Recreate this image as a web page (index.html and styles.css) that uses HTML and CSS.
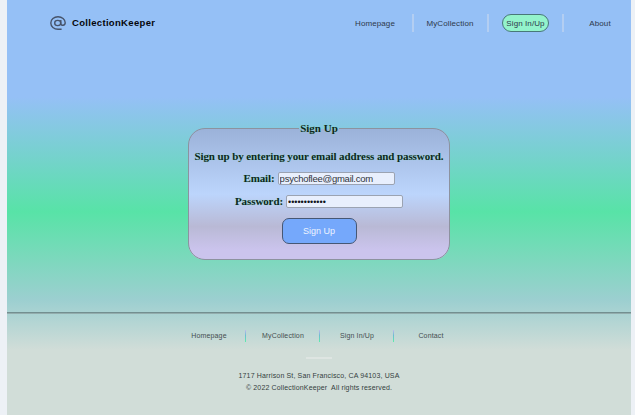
FILE: index.html
```html
<!DOCTYPE html>
<html lang="en">
<head>
<meta charset="utf-8">
<title>CollectionKeeper</title>
<link rel="stylesheet" href="styles.css">
</head>
<body>
<div class="page">
  <header class="header">
    <a class="brand">
      <svg class="logo" viewBox="0 0 16 14" fill="none" stroke="#46536a" stroke-width="1.4">
        <ellipse cx="7.7" cy="7" rx="3" ry="2.6"/>
        <path d="M10.8 4V7.6C10.8 10 15.2 10 15.2 6.8C15.2 3.3 12 .8 8 .8S.8 3.5.8 7S4 13.2 8 13.2H11.6"/>
      </svg>
      <span>CollectionKeeper</span>
    </a>
    <nav class="nav">
      <a><span>Homepage</span></a>
      <a><span>MyCollection</span></a>
      <a><span class="active">Sign In/Up</span></a>
      <a><span>About</span></a>
    </nav>
  </header>
  <main class="main">
    <fieldset class="card">
      <legend>Sign Up</legend>
      <p class="intro">Sign up by entering your email address and password.</p>
      <div class="row email"><label for="email">Email:</label><input id="email" type="text" value="psychoflee@gmail.com"></div>
      <div class="row"><label for="password">Password:</label><input id="password" type="password" value="abcdefghijkl"></div>
      <button class="submit">Sign Up</button>
    </fieldset>
  </main>
  <footer class="footer">
    <nav class="links">
      <a>Homepage</a>
      <a>MyCollection</a>
      <a>Sign In/Up</a>
      <a>Contact</a>
    </nav>
    <div class="dash"></div>
    <p>1717 Harrison St, San Francisco, CA 94103, USA</p>
    <p class="copy">© 2022 CollectionKeeper&nbsp; All rights reserved.</p>
  </footer>
</div>
</body>
</html>
```
FILE: styles.css
```css
* { box-sizing: border-box; }
body {
  margin: 0;
  background: #edf1f6;
  font-family: "Liberation Sans", Arial, sans-serif;
  overflow: hidden;
}
.page {
  width: 624px;
  height: 415px;
  margin-left: 7px;
  display: flex;
  flex-direction: column;
  background: linear-gradient(#95c0f6 0, #95c0f6 97px, #58e3a7 212px, #9ccfd0 300px, #d1ddd8 350px, #d1ddd8 100%);
}
.header {
  height: 46px;
  display: flex;
  align-items: center;
  justify-content: space-between;
  padding-left: 43px;
}
.brand {
  display: flex;
  align-items: center;
  gap: 6px;
  color: #05070c;
  font-size: 9.5px;
  font-weight: bold;
  letter-spacing: .32px;
}
.brand span { margin-top: -1px; }
.logo { width: 16px; height: 14px; }
.nav {
  display: grid;
  grid-template-columns: 75px 75px 75px 67px;
  font-size: 8px;
  letter-spacing: .1px;
  color: #2d394b;
}
.nav a {
  height: 18px;
  display: flex;
  align-items: center;
  justify-content: center;
  padding-right: 1px;
  border-right: 2px solid #b3cef2;
}
.nav a:last-child { border: 0; padding: 0 0 0 5px; }
.nav a:nth-child(3) { padding: 0; }
.active {
  width: 47px;
  height: 18px;
  line-height: 17px;
  text-align: center;
  border: 1px solid #487878;
  border-radius: 9px;
  background: #93f3cb;
}
.main { height: 266px; padding: 76px 0 0 181px; }
.card {
  width: 262px;
  height: 138px;
  margin: 0;
  padding: 0;
  border: 1px solid #8c929f;
  border-radius: 17px;
  background: linear-gradient(#9bb2d9, #bcd5fc 50%, #b9b9d5 75%, #cbc4ed 93%);
  text-align: center;
  font: bold 11px "Liberation Serif", "Times New Roman", serif;
  letter-spacing: -.1px;
  color: #0e261f;
  text-shadow: 0 0 1px #8de4bf;
}
.card legend { margin: 0 auto; padding: 0 1px; height: 12px; line-height: 12px; letter-spacing: 0; }
.intro { margin: 16px 0 0; line-height: 13px; white-space: nowrap; }
.row {
  display: flex;
  justify-content: center;
  align-items: center;
  gap: 3px;
  height: 13px;
  margin-top: 10px;
}
.email { margin-top: 9px; }
.row label { line-height: 13px; }
.row input {
  width: 117px;
  height: 13px;
  padding: 0 1px;
  border: 1px solid #9ba3b2;
  border-radius: 2px;
  background: #e8effd;
  color: #30343c;
  font: 9.5px "Liberation Sans", Arial, sans-serif;
  letter-spacing: -.25px;
}
.row input[type="password"] {
  padding-left: 1px;
  color: #11151c;
  font-size: 9px;
  letter-spacing: 0;
}
.submit {
  display: block;
  width: 75px;
  height: 26px;
  margin: 10px auto 0;
  padding: 0;
  border: 1px solid #465774;
  border-radius: 7px;
  background: #75a8fb;
  color: #edf4ff;
  font: 9px "Liberation Sans", Arial, sans-serif;
}
.footer {
  height: 103px;
  padding-top: 16px;
  border-top: 1px solid #738f90;
  box-shadow: inset 0 1px #93adad;
  text-align: center;
  color: #444e50;
  font-size: 7px;
  letter-spacing: .15px;
}
.links {
  display: grid;
  grid-template-columns: repeat(4, 74px);
  justify-content: center;
  padding-left: 2px;
  line-height: 13px;
}
.links a {
  height: 13px;
  background: linear-gradient(#c2b8ec, #6cbcd2 45%, #5ceeaa) right 0 top 1px / 1.5px 12px no-repeat;
}
.links a:last-child { background: none; }
.dash { width: 26px; height: 2px; margin: 15px auto 11px; background: #dee5e2; }
.footer p { margin: 0; line-height: 12px; color: #343d3e; }
```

--

__Written exercise__
Each line of the data should be quoted exactly, with pictures left out.

__Response to the task__
Recreate this image as a web page (index.html and styles.css) that uses HTML and CSS.
FILE: index.html
```html
<!DOCTYPE html>
<html lang="en">
<head>
<meta charset="utf-8">
<title>CollectionKeeper</title>
<link rel="stylesheet" href="styles.css">
</head>
<body>
<div class="page">
  <header class="header">
    <a class="brand">
      <svg class="logo" viewBox="0 0 16 14" fill="none" stroke="#46536a" stroke-width="1.4">
        <ellipse cx="7.7" cy="7" rx="3" ry="2.6"/>
        <path d="M10.8 4V7.6C10.8 10 15.2 10 15.2 6.8C15.2 3.3 12 .8 8 .8S.8 3.5.8 7S4 13.2 8 13.2H11.6"/>
      </svg>
      <span>CollectionKeeper</span>
    </a>
    <nav class="nav">
      <a><span>Homepage</span></a>
      <a><span>MyCollection</span></a>
      <a><span class="active">Sign In/Up</span></a>
      <a><span>About</span></a>
    </nav>
  </header>
  <main class="main">
    <fieldset class="card">
      <legend>Sign Up</legend>
      <p class="intro">Sign up by entering your email address and password.</p>
      <div class="row email"><label for="email">Email:</label><input id="email" type="text" value="psychoflee@gmail.com"></div>
      <div class="row"><label for="password">Password:</label><input id="password" type="password" value="abcdefghijkl"></div>
      <button class="submit">Sign Up</button>
    </fieldset>
  </main>
  <footer class="footer">
    <nav class="links">
      <a>Homepage</a>
      <a>MyCollection</a>
      <a>Sign In/Up</a>
      <a>Contact</a>
    </nav>
    <div class="dash"></div>
    <p>1717 Harrison St, San Francisco, CA 94103, USA</p>
    <p class="copy">© 2022 CollectionKeeper&nbsp; All rights reserved.</p>
  </footer>
</div>
</body>
</html>
```
FILE: styles.css
```css
* { box-sizing: border-box; }
body {
  margin: 0;
  background: #edf1f6;
  font-family: "Liberation Sans", Arial, sans-serif;
  overflow: hidden;
}
.page {
  width: 624px;
  height: 415px;
  margin-left: 7px;
  display: flex;
  flex-direction: column;
  background: linear-gradient(#95c0f6 0, #95c0f6 97px, #58e3a7 212px, #9ccfd0 300px, #d1ddd8 350px, #d1ddd8 100%);
}
.header {
  height: 46px;
  display: flex;
  align-items: center;
  justify-content: space-between;
  padding-left: 43px;
}
.brand {
  display: flex;
  align-items: center;
  gap: 6px;
  color: #05070c;
  font-size: 9.5px;
  font-weight: bold;
  letter-spacing: .32px;
}
.brand span { margin-top: -1px; }
.logo { width: 16px; height: 14px; }
.nav {
  display: grid;
  grid-template-columns: 75px 75px 75px 67px;
  font-size: 8px;
  letter-spacing: .1px;
  color: #2d394b;
}
.nav a {
  height: 18px;
  display: flex;
  align-items: center;
  justify-content: center;
  padding-right: 1px;
  border-right: 2px solid #b3cef2;
}
.nav a:last-child { border: 0; padding: 0 0 0 5px; }
.nav a:nth-child(3) { padding: 0; }
.active {
  width: 47px;
  height: 18px;
  line-height: 17px;
  text-align: center;
  border: 1px solid #487878;
  border-radius: 9px;
  background: #93f3cb;
}
.main { height: 266px; padding: 76px 0 0 181px; }
.card {
  width: 262px;
  height: 138px;
  margin: 0;
  padding: 0;
  border: 1px solid #8c929f;
  border-radius: 17px;
  background: linear-gradient(#9bb2d9, #bcd5fc 50%, #b9b9d5 75%, #cbc4ed 93%);
  text-align: center;
  font: bold 11px "Liberation Serif", "Times New Roman", serif;
  letter-spacing: -.1px;
  color: #0e261f;
  text-shadow: 0 0 1px #8de4bf;
}
.card legend { margin: 0 auto; padding: 0 1px; height: 12px; line-height: 12px; letter-spacing: 0; }
.intro { margin: 16px 0 0; line-height: 13px; white-space: nowrap; }
.row {
  display: flex;
  justify-content: center;
  align-items: center;
  gap: 3px;
  height: 13px;
  margin-top: 10px;
}
.email { margin-top: 9px; }
.row label { line-height: 13px; }
.row input {
  width: 117px;
  height: 13px;
  padding: 0 1px;
  border: 1px solid #9ba3b2;
  border-radius: 2px;
  background: #e8effd;
  color: #30343c;
  font: 9.5px "Liberation Sans", Arial, sans-serif;
  letter-spacing: -.25px;
}
.row input[type="password"] {
  padding-left: 1px;
  color: #11151c;
  font-size: 9px;
  letter-spacing: 0;
}
.submit {
  display: block;
  width: 75px;
  height: 26px;
  margin: 10px auto 0;
  padding: 0;
  border: 1px solid #465774;
  border-radius: 7px;
  background: #75a8fb;
  color: #edf4ff;
  font: 9px "Liberation Sans", Arial, sans-serif;
}
.footer {
  height: 103px;
  padding-top: 16px;
  border-top: 1px solid #738f90;
  box-shadow: inset 0 1px #93adad;
  text-align: center;
  color: #444e50;
  font-size: 7px;
  letter-spacing: .15px;
}
.links {
  display: grid;
  grid-template-columns: repeat(4, 74px);
  justify-content: center;
  padding-left: 2px;
  line-height: 13px;
}
.links a {
  height: 13px;
  background: linear-gradient(#c2b8ec, #6cbcd2 45%, #5ceeaa) right 0 top 1px / 1.5px 12px no-repeat;
}
.links a:last-child { background: none; }
.dash { width: 26px; height: 2px; margin: 15px auto 11px; background: #dee5e2; }
.footer p { margin: 0; line-height: 12px; color: #343d3e; }
```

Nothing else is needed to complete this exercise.